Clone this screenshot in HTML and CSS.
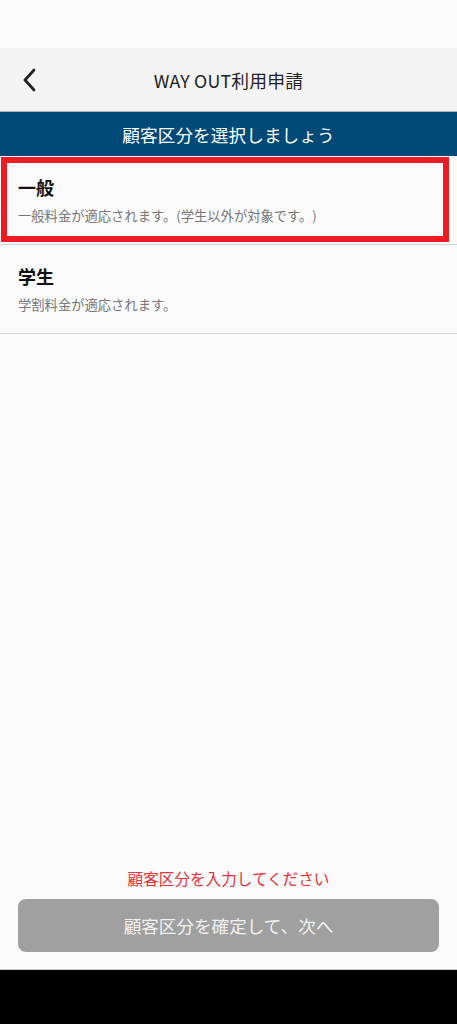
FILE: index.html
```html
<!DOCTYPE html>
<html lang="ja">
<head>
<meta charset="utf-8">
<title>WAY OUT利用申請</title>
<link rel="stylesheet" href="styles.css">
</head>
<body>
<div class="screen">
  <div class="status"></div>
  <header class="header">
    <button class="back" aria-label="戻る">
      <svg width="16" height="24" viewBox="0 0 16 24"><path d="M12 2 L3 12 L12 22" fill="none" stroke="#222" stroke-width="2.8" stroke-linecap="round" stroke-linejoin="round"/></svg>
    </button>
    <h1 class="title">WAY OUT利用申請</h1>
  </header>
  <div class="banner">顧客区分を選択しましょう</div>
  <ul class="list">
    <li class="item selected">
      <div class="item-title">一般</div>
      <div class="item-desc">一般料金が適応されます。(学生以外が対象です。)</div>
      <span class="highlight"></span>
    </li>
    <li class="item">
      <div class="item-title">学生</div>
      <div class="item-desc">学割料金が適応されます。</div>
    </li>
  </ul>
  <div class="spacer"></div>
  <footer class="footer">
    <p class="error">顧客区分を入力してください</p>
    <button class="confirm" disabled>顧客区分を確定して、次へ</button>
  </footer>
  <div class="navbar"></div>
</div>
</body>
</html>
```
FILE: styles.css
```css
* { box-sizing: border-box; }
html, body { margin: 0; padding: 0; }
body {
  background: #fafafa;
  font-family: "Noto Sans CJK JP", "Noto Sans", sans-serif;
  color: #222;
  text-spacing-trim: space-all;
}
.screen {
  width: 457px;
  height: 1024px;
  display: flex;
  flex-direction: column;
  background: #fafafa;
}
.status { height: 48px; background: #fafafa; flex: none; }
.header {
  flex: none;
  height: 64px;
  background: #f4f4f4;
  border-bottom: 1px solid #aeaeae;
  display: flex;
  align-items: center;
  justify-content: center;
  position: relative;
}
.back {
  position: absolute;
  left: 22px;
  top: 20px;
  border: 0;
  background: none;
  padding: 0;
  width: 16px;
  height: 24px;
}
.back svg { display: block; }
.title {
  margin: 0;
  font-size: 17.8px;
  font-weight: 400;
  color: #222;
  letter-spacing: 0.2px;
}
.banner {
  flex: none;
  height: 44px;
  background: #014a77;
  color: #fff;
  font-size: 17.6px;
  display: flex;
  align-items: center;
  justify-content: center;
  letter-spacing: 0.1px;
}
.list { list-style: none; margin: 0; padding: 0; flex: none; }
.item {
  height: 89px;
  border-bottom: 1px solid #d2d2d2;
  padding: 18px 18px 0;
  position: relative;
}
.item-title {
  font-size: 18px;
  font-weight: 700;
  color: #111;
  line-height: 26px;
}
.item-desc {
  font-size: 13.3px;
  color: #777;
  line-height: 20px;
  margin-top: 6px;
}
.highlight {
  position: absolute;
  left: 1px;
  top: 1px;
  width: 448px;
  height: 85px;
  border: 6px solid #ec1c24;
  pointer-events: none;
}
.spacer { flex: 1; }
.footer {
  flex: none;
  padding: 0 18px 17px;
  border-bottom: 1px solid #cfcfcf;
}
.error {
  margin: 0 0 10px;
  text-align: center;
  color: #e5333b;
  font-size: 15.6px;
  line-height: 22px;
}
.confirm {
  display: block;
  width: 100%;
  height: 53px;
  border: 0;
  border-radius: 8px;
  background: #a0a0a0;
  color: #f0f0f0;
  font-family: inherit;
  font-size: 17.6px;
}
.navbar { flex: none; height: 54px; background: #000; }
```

==*==

[GIVEN PROBLEM]
Restate the whole listing above exactly, please, omitting every image.

[WORKED ANSWER]
Clone this screenshot in HTML and CSS.
FILE: index.html
```html
<!DOCTYPE html>
<html lang="ja">
<head>
<meta charset="utf-8">
<title>WAY OUT利用申請</title>
<link rel="stylesheet" href="styles.css">
</head>
<body>
<div class="screen">
  <div class="status"></div>
  <header class="header">
    <button class="back" aria-label="戻る">
      <svg width="16" height="24" viewBox="0 0 16 24"><path d="M12 2 L3 12 L12 22" fill="none" stroke="#222" stroke-width="2.8" stroke-linecap="round" stroke-linejoin="round"/></svg>
    </button>
    <h1 class="title">WAY OUT利用申請</h1>
  </header>
  <div class="banner">顧客区分を選択しましょう</div>
  <ul class="list">
    <li class="item selected">
      <div class="item-title">一般</div>
      <div class="item-desc">一般料金が適応されます。(学生以外が対象です。)</div>
      <span class="highlight"></span>
    </li>
    <li class="item">
      <div class="item-title">学生</div>
      <div class="item-desc">学割料金が適応されます。</div>
    </li>
  </ul>
  <div class="spacer"></div>
  <footer class="footer">
    <p class="error">顧客区分を入力してください</p>
    <button class="confirm" disabled>顧客区分を確定して、次へ</button>
  </footer>
  <div class="navbar"></div>
</div>
</body>
</html>
```
FILE: styles.css
```css
* { box-sizing: border-box; }
html, body { margin: 0; padding: 0; }
body {
  background: #fafafa;
  font-family: "Noto Sans CJK JP", "Noto Sans", sans-serif;
  color: #222;
  text-spacing-trim: space-all;
}
.screen {
  width: 457px;
  height: 1024px;
  display: flex;
  flex-direction: column;
  background: #fafafa;
}
.status { height: 48px; background: #fafafa; flex: none; }
.header {
  flex: none;
  height: 64px;
  background: #f4f4f4;
  border-bottom: 1px solid #aeaeae;
  display: flex;
  align-items: center;
  justify-content: center;
  position: relative;
}
.back {
  position: absolute;
  left: 22px;
  top: 20px;
  border: 0;
  background: none;
  padding: 0;
  width: 16px;
  height: 24px;
}
.back svg { display: block; }
.title {
  margin: 0;
  font-size: 17.8px;
  font-weight: 400;
  color: #222;
  letter-spacing: 0.2px;
}
.banner {
  flex: none;
  height: 44px;
  background: #014a77;
  color: #fff;
  font-size: 17.6px;
  display: flex;
  align-items: center;
  justify-content: center;
  letter-spacing: 0.1px;
}
.list { list-style: none; margin: 0; padding: 0; flex: none; }
.item {
  height: 89px;
  border-bottom: 1px solid #d2d2d2;
  padding: 18px 18px 0;
  position: relative;
}
.item-title {
  font-size: 18px;
  font-weight: 700;
  color: #111;
  line-height: 26px;
}
.item-desc {
  font-size: 13.3px;
  color: #777;
  line-height: 20px;
  margin-top: 6px;
}
.highlight {
  position: absolute;
  left: 1px;
  top: 1px;
  width: 448px;
  height: 85px;
  border: 6px solid #ec1c24;
  pointer-events: none;
}
.spacer { flex: 1; }
.footer {
  flex: none;
  padding: 0 18px 17px;
  border-bottom: 1px solid #cfcfcf;
}
.error {
  margin: 0 0 10px;
  text-align: center;
  color: #e5333b;
  font-size: 15.6px;
  line-height: 22px;
}
.confirm {
  display: block;
  width: 100%;
  height: 53px;
  border: 0;
  border-radius: 8px;
  background: #a0a0a0;
  color: #f0f0f0;
  font-family: inherit;
  font-size: 17.6px;
}
.navbar { flex: none; height: 54px; background: #000; }
```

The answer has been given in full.